Below is an example of how a panel of 12 Y-STRs, Y12, would be reported.
Y-SNPs are single value changes in the DNA. They are often called variants. The relative mutation rate for a Y-SNP is extremely low. However, the entire Y-chromosome is large enough that one can expect a new Y-SNP in a male lineage every 1 to 4 generations on average. Together, the slow rate of change and the large amount of the Y-chromosome tested means that modern Y-SNPs work for both recent genealogy and for building the deeper paternal tree of humanity.
Y-SNPs are named with a letter code and a number. The letter indicates the lab or research team that discovered the SNP. The number indicates the order in which it was discovered. For example, M173 is the 173rd SNP documented by the Human Population Genetics Laboratory at Stanford University, which uses the letter M.
While the details of ones results for M173 might be an A or a C value, Y-SNP variants are usually described in terms of being positive for the change or negative for it. Thus, when someone has the original value A, they are said to be negative. When they have the new value C, they are said to be positive.
Below is an example of how someone's results might be reported.
M161-, M170+, M21-, M223-, M227-, M253+, M258+, M26-, M307+, M72-, P109+, P19+, P259-, P30+, P37-, P38+
Y-DNA testing – Inheritance and research strategy
Y-DNA is passed by a father to his sons. Thus, only men can test for their father's Y-DNA profile.
Who you test depends on your goals. To know your ancestry on your direct paternal line, you may test yourself or a male relative if you are female. To know if two men descend from the same man, both people must test.
Genealogists use Y-DNA for hypothesis testing. One first forms a hypothesis. Second, one finds cousins from the right branches to test. Third, one tests the cousins. Finally, one analyzes test results.
The second use is for ethnic background testing.
Y-DNA follows a direct line. Ancient ancestry for these lines covers both recent and distant parts of the human journey.
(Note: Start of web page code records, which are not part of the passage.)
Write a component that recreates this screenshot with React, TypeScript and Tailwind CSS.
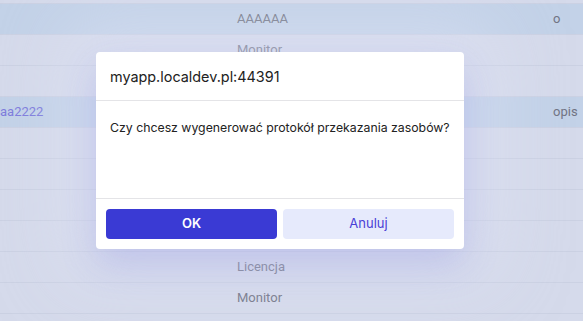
import React from "react"

type Row = { h: number; hl?: boolean; a?: string; b?: string; c?: string }

const rows: Row[] = [
  { h: 4 },
  { h: 31, hl: true, b: "AAAAAA", c: "o" },
  { h: 31, b: "Monitor" },
  { h: 31 },
  { h: 31, hl: true, a: "aa2222", c: "opis" },
  { h: 31 },
  { h: 31 },
  { h: 31 },
  { h: 31 },
  { h: 31, b: "Licencja" },
  { h: 31, b: "Monitor" },
  { h: 31 },
]

export default function App() {
  return (
    <div
      className="relative h-[321px] w-[583px] overflow-hidden bg-[#d5daeb]"
      style={{ fontFamily: "Roboto, 'Liberation Sans', sans-serif" }}
    >
      {/* table behind the dialog */}
      <div className="flex flex-col">
        {rows.map((r, i) => (
          <div
            key={i}
            className={`flex items-center border-b border-[#cbd1e3] text-[13px] text-[#717484] ${r.hl ? "bg-[#c3d2e8]" : "bg-[#d5daeb]"}`}
            style={{ height: r.h }}
          >
            <div className="w-[237px] shrink-0 text-[#7d7bdc]">{r.a}</div>
            <div className="w-[316px] shrink-0">{r.b}</div>
            <div className="flex-1">{r.c}</div>
          </div>
        ))}
      </div>

      {/* dialog */}
      <div
        className="absolute left-[96px] top-[52px] flex w-[368px] flex-col rounded-[4px] bg-white shadow-[0_16px_36px_rgba(80,80,210,0.18),0_0_70px_28px_rgba(226,229,247,0.5)]"
        style={{ fontFamily: "Inter, 'Noto Sans', sans-serif" }}
      >
        <div className="flex h-[49px] items-center border-b border-[#e4e4e7] px-[14px] pt-[1px] text-[14.4px] text-[#222]">
          myapp.localdev.pl:44391
        </div>
        <div className="h-[98px] whitespace-nowrap border-b border-[#e4e4e7] px-[14px] pt-[18px] text-[12.3px] text-[#222]">
          Czy chcesz wygenerować protokół przekazania zasobów?
        </div>
        <div className="flex gap-[6px] px-[10px] py-[10px]">
          <button className="h-[30px] flex-1 rounded-[4px] bg-[#3a3ad4] text-[13px] font-semibold text-white">
            OK
          </button>
          <button className="h-[30px] flex-1 rounded-[4px] bg-[#e6eafc] text-[13px] font-normal text-[#4a3fd6]">
            Anuluj
          </button>
        </div>
      </div>
    </div>
  )
}
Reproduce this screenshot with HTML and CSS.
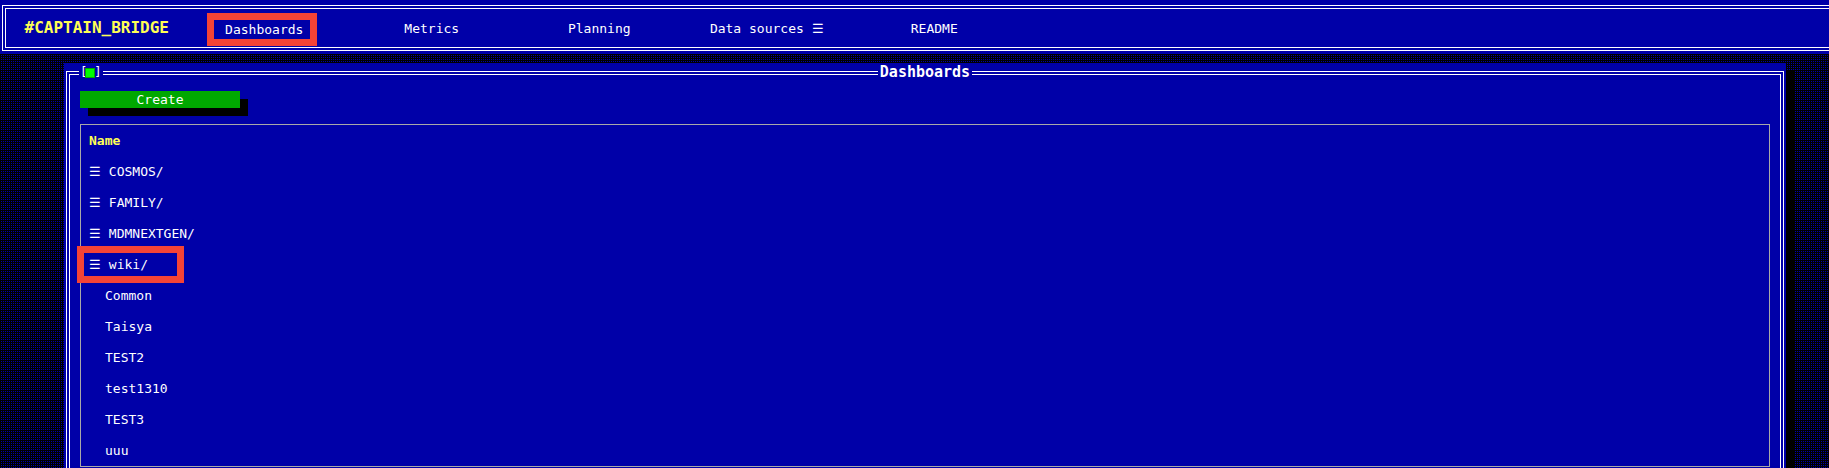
FILE: index.html
```html
<!DOCTYPE html>
<html lang="en">
<head>
<meta charset="utf-8">
<title>Captain Bridge — Dashboards</title>
<link rel="stylesheet" href="styles.css">
</head>
<body>
<header class="topbar">
  <nav class="topbar-frame">
    <div class="nav-cell"><span class="logo">#CAPTAIN_BRIDGE</span></div>
    <div class="nav-cell"><span class="nav-link nav-link--marked">Dashboards</span></div>
    <div class="nav-cell"><span class="nav-link">Metrics</span></div>
    <div class="nav-cell"><span class="nav-link">Planning</span></div>
    <div class="nav-cell"><span class="nav-link">Data sources ☰</span></div>
    <div class="nav-cell"><span class="nav-link">README</span></div>
  </nav>
</header>
<main class="desk">
  <section class="window">
    <span class="window-button">[<span class="window-button-box"></span>]</span>
    <fieldset class="window-frame">
      <legend class="window-title">Dashboards</legend>
      <div class="create-wrap"><button class="btn-create" type="button">Create</button></div>
      <div class="table">
        <div class="row row--head">Name</div>
        <div class="row">☰ COSMOS/</div>
        <div class="row">☰ FAMILY/</div>
        <div class="row">☰ MDMNEXTGEN/</div>
        <div class="row"><span class="mark">☰ wiki/</span></div>
        <div class="row row--child">Common</div>
        <div class="row row--child">Taisya</div>
        <div class="row row--child">TEST2</div>
        <div class="row row--child">test1310</div>
        <div class="row row--child">TEST3</div>
        <div class="row row--child">uuu</div>
      </div>
    </fieldset>
  </section>
</main>
</body>
</html>
```

FILE: styles.css
```css
* { box-sizing: border-box; }

html, body {
  margin: 0;
  height: 100%;
}

body {
  font-family: "DejaVu Sans Mono", "Liberation Mono", monospace;
  font-size: 13px;
  color: #ffffff;
  background-color: #0000a8;
  background-image:
    linear-gradient(90deg, #000000 50%, transparent 50%),
    linear-gradient(#000000 50%, transparent 50%);
  background-size: 2px 2px;
  overflow: hidden;
}

/* ---------- top bar ---------- */
.topbar {
  background: #0000a8;
  padding: 5px 0 3px 2px;
}

.topbar-frame {
  height: 46px;
  border: 4px double #ffffff;
  border-right: none;
  padding-left: 7px;
  display: grid;
  grid-template-columns: repeat(6, 167.5px);
  align-items: center;
}

.nav-cell {
  text-align: center;
  line-height: 38px;
  white-space: nowrap;
}

.logo {
  color: #ffff54;
  font-weight: bold;
  font-size: 16px;
}

.nav-link {
  color: #ffffff;
}

.nav-link--marked {
  display: inline-block;
  border: 7px solid #f44336;
  padding: 0 6.5px 0 11.5px;
  margin-left: -5px;
  line-height: 19px;
  height: 33px;
  vertical-align: middle;
}

/* ---------- desk ---------- */
.desk {
  padding: 9px 0 0 64px;
}

.window {
  position: relative;
  width: 1722px;
  height: 600px;
  background: #0000a8;
  padding: 2px;
  box-shadow: 8px 8px 0 #000000;
}

.window-button {
  position: absolute;
  left: 15px;
  top: 2px;
  padding: 0 2px 0 1px;
  background: #0000a8;
  font-size: 12px;
  line-height: 15px;
  color: #ffffff;
  z-index: 1;
}

.window-button-box {
  display: inline-block;
  width: 8px;
  height: 8px;
  margin-left: -1px;
  vertical-align: -1px;
  background: #00ff00;
  box-shadow: 0 0 0 1px #00a800;
}

.window-frame {
  margin: 0;
  min-width: 0;
  border: 4px double #ffffff;
  padding: 0 10px 10px;
}

.window-title {
  margin: 0 auto;
  padding: 0 2px;
  font-size: 15px;
  line-height: 15px;
  font-weight: bold;
  color: #ffffff;
}

.create-wrap {
  padding-top: 11px;
}

.btn-create {
  display: block;
  width: 160px;
  height: 17px;
  border: none;
  padding: 0;
  margin: 0;
  background: #00a800;
  color: #ffffff;
  font: inherit;
  line-height: 17px;
  text-align: center;
  box-shadow: 8px 8px 0 #000000;
}

.table {
  margin-top: 16px;
  border: 1px solid #a8a8a8;
}

.row {
  height: 31px;
  line-height: 31px;
  padding-left: 8px;
  display: flex;
  align-items: center;
  white-space: pre;
}

.row--head {
  color: #ffff54;
  font-weight: bold;
}

.row--child {
  padding-left: 24px;
}

.mark {
  display: inline-block;
  width: 107px;
  height: 37px;
  margin-left: -12px;
  padding-left: 5px;
  border: 7px solid #f44336;
  line-height: 23px;
  flex: none;
}
```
Y-DNA is good for determining ethnic origins and ancient history. However, for a full picture of your ancestry, you need to test as many of your Y-DNA lines as possible.
The chart on the left shows the paternal lines for a five generation pedigree. Those who do this type of testing often contact many cousins.
FTDNA offers Y-DNA matching to others in their database. Results can then be used for match fishing. That is, finding recent cousins through random testing. Matching is available for both Y-STR tests and Big Y tests.
Y-DNA exact matches may be 10 or more generations in the past. This is often before genealogy records. Therefore, match fishing is not the best use of Y-DNA results.
Big Y matching
Big Y close and exact matches are well within the last 3 to 7 generations. Thus, Big Y matching will eventually be a good way to discover recent relatives. It will work even when two men do not share a recent surname. However, the FTDNA Big Y database is still small. It is less than 100,000 people as of February, 2018. You should not expect a random match then from Big Y testing yet.